Speed dating epilogue

Will Neural M. Translation, the latest user to join TranslateCupid, find their ideal match in an attractive business model? The jury is still out.

If I’m DeepL, I can go for commoditized generic MT, but at this party, I feel like a German Shepherd that accidentally jumped into the wrong pool, one patrolled by a loan shark. It feels so wrong that I even get my metaphors all mixed up when I talk about it.

I can knock on the door of translation companies, but they mostly don’t understand what I’m talking about in my pitch, and many of them already have a vacuum cleaner anyway, thank you very much.

Maybe I’ll check out a few interesting businesses downtown that are big enough so they can afford me, but not so big that the goons at the reception won’t even let me say Hi.

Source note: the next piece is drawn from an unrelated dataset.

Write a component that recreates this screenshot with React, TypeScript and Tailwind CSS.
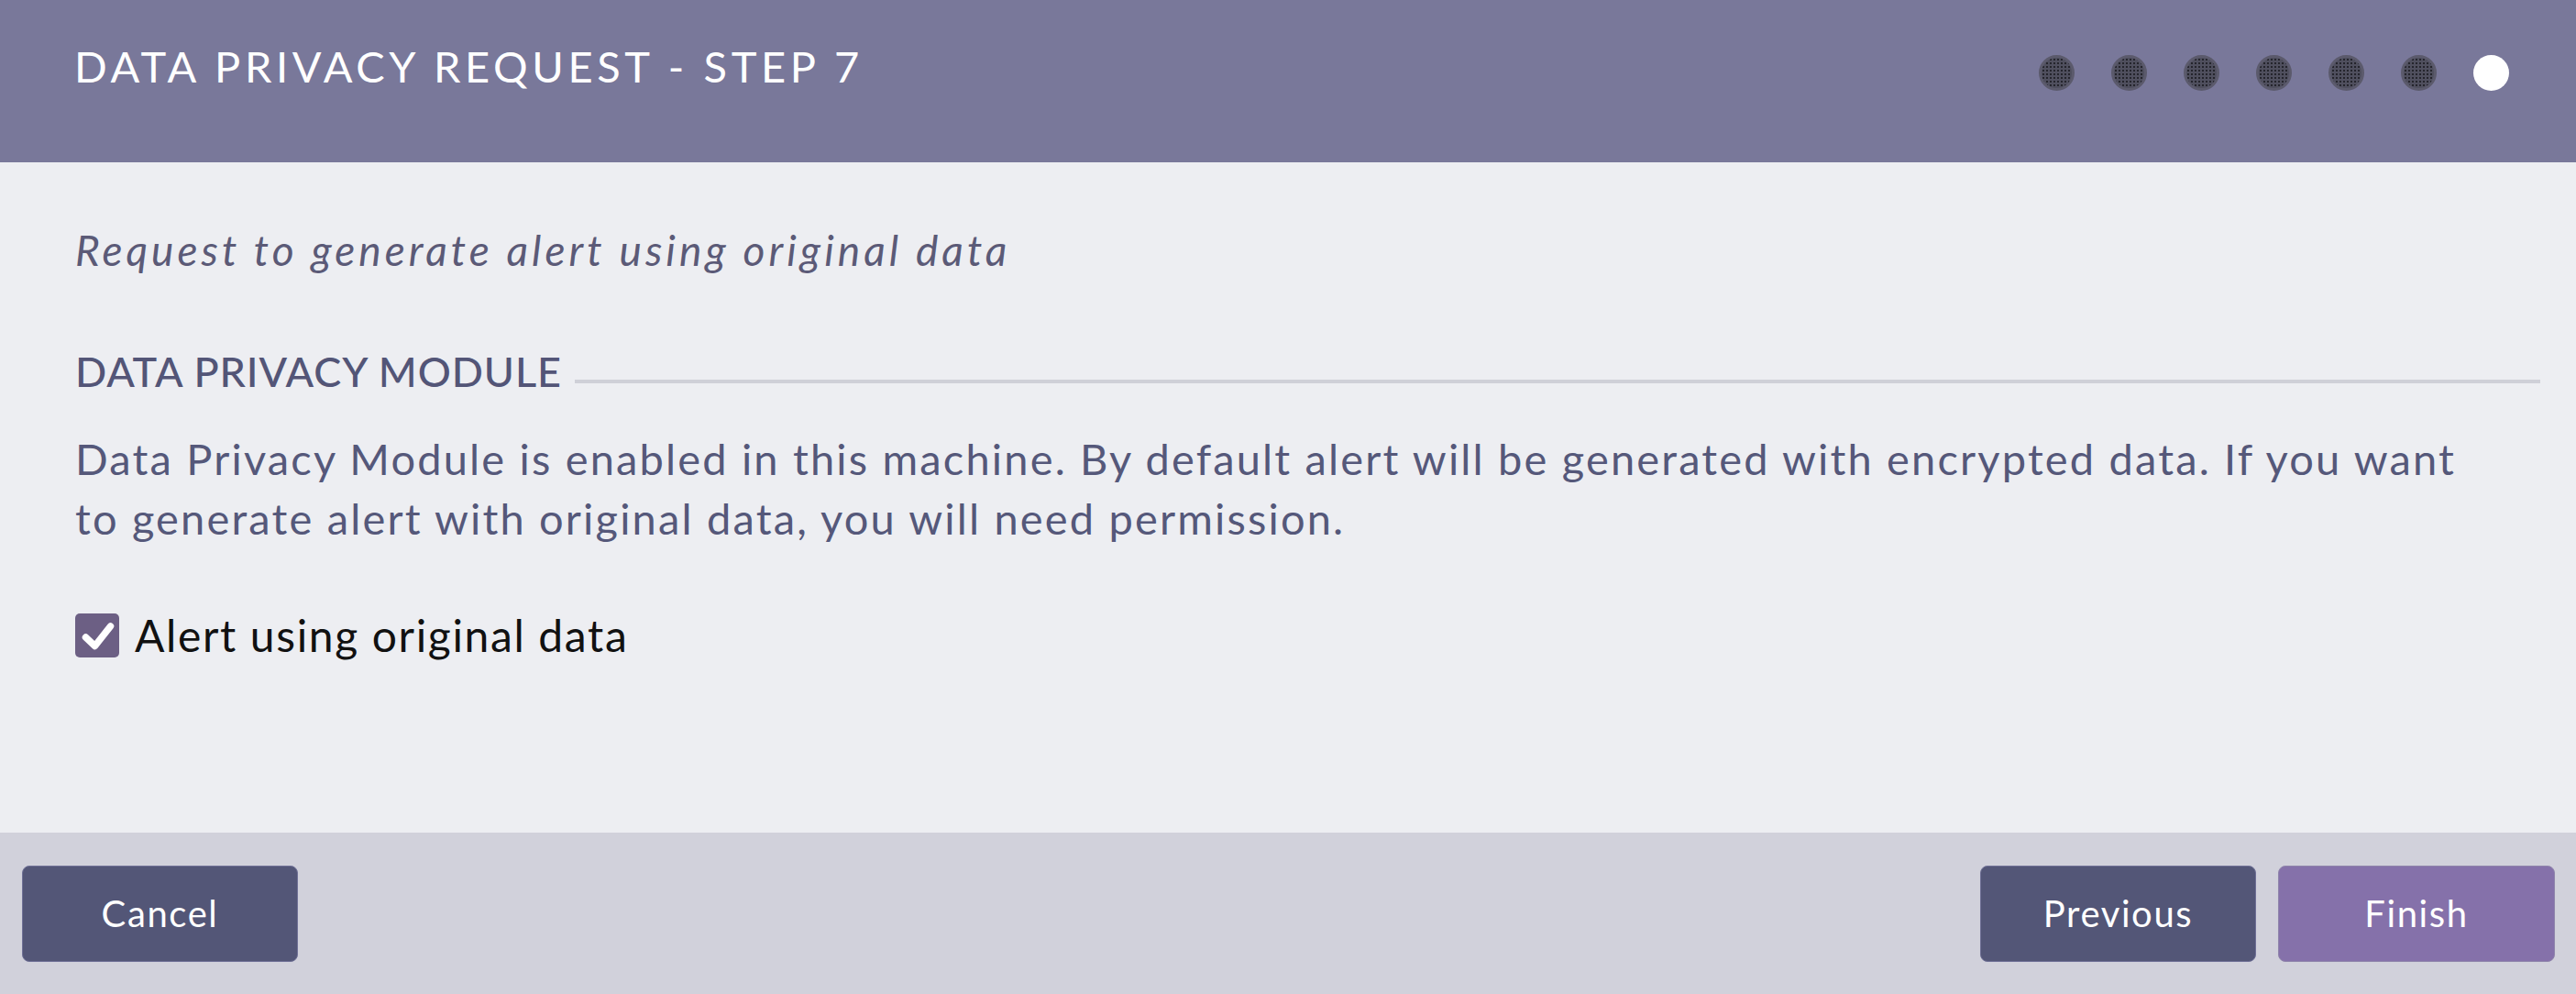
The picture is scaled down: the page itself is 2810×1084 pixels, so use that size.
import React from 'react';

const steps = [1, 2, 3, 4, 5, 6, 7];
const current = 7;

const font = { fontFamily: 'Lato, "Noto Sans", sans-serif' };

function StepDots() {
  return (
    <div className="flex items-center gap-[40px] pb-[19px]">
      {steps.map((s) => (
        <span
          key={s}
          className={
            s === current
              ? 'block w-[39px] h-[39px] rounded-full bg-white'
              : 'block w-[39px] h-[39px] rounded-full bg-[#4f4f5e] border-[3px] border-[#5b5a6c] bg-[radial-gradient(#25252d_1px,transparent_1.4px)] bg-[length:4px_4px]'
          }
        />
      ))}
    </div>
  );
}

function Button({ label, primary }: { label: string; primary?: boolean }) {
  return (
    <button
      className={
        primary
          ? 'w-[302px] h-[105px] rounded-[8px] bg-[#8571aa] border border-[#8f84ab] text-white text-[40px] tracking-[0.04em]'
          : 'w-[301px] h-[105px] rounded-[8px] bg-[#535677] border border-[#6f7096] text-white text-[40px] tracking-[0.04em]'
      }
    >
      {label}
    </button>
  );
}

export default function App() {
  return (
    <div className="w-[2810px] h-[1084px] flex flex-col bg-[#edeef2]" style={font}>
      <header className="h-[177px] shrink-0 bg-[#79789a] flex items-center justify-between pl-[81px] pr-[73px]">
        <h1 className="text-white text-[47px] leading-[1.2] tracking-[0.098em] font-normal pb-[32px]">
          DATA PRIVACY REQUEST - STEP 7
        </h1>
        <StepDots />
      </header>

      <main className="flex-1 pl-[82px] pr-[39px] pt-[68px]">
        <p className="italic text-[46px] leading-[1.2] tracking-[0.088em] text-[#5b5a77]">
          Request to generate alert using original data
        </p>

        <div className="flex items-end gap-[14px] mt-[78px]">
          <h2 className="text-[45px] leading-[1.2] font-medium tracking-[0.02em] text-[#535577] shrink-0">
            DATA PRIVACY MODULE
          </h2>
          <div className="flex-1 h-[4px] bg-[#cfd0d8] mb-[14px]" />
        </div>

        <p className="mt-[36px] text-[47px] leading-[65px] tracking-[0.046em] text-[#55587a]">
          Data Privacy Module is enabled in this machine. By default alert will be generated with encrypted data. If you want
          <br />
          to generate alert with original data, you will need permission.
        </p>

        <label className="mt-[66px] flex items-center gap-[17px] w-fit cursor-pointer">
          <span className="w-[48px] h-[48px] rounded-[5px] bg-[#6c5f84] block">
            <svg width="48" height="48" viewBox="0 0 48 48" fill="none">
              <path
                d="M11.5 26l10 9.5L38.5 14"
                stroke="white"
                strokeWidth="7.5"
                strokeLinecap="round"
                strokeLinejoin="round"
              />
            </svg>
          </span>
          <span className="text-[48px] leading-[1.2] tracking-[0.034em] text-[#111111]">Alert using original data</span>
        </label>
      </main>

      <footer className="h-[176px] shrink-0 bg-[#d1d1db] flex items-center justify-between pl-[24px] pr-[23px]">
        <Button label="Cancel" />
        <div className="flex gap-[24px]">
          <Button label="Previous" />
          <Button label="Finish" primary />
        </div>
      </footer>
    </div>
  );
}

Will it be something completely different? I am very excited to see which way DeepL goes, once they actually reveal their plans. Nobody has figured out a truly appealing business model for MT yet, but I know few other companies that have proven to be as smart and innovative in language technology as Linguee/DeepL. I hope to be surprised.

Should we brace for the language industry’s imminent “disruption?” If I weren’t so annoyed by this brainlessly repeated question, I would simply find it ridiculous. Translation is a $40bln industry globally. Let’s not talk about disruption at the $1mln or even $100mln level. Get back to me when you see the first business model that passes $1bln in revenues with a robust hockey-stick curve.

Or, maybe not. If machine learning enables a new breed of lifestyle companies with a million bucks of profit a year for a handful of owners, I’m absolutely cool with that.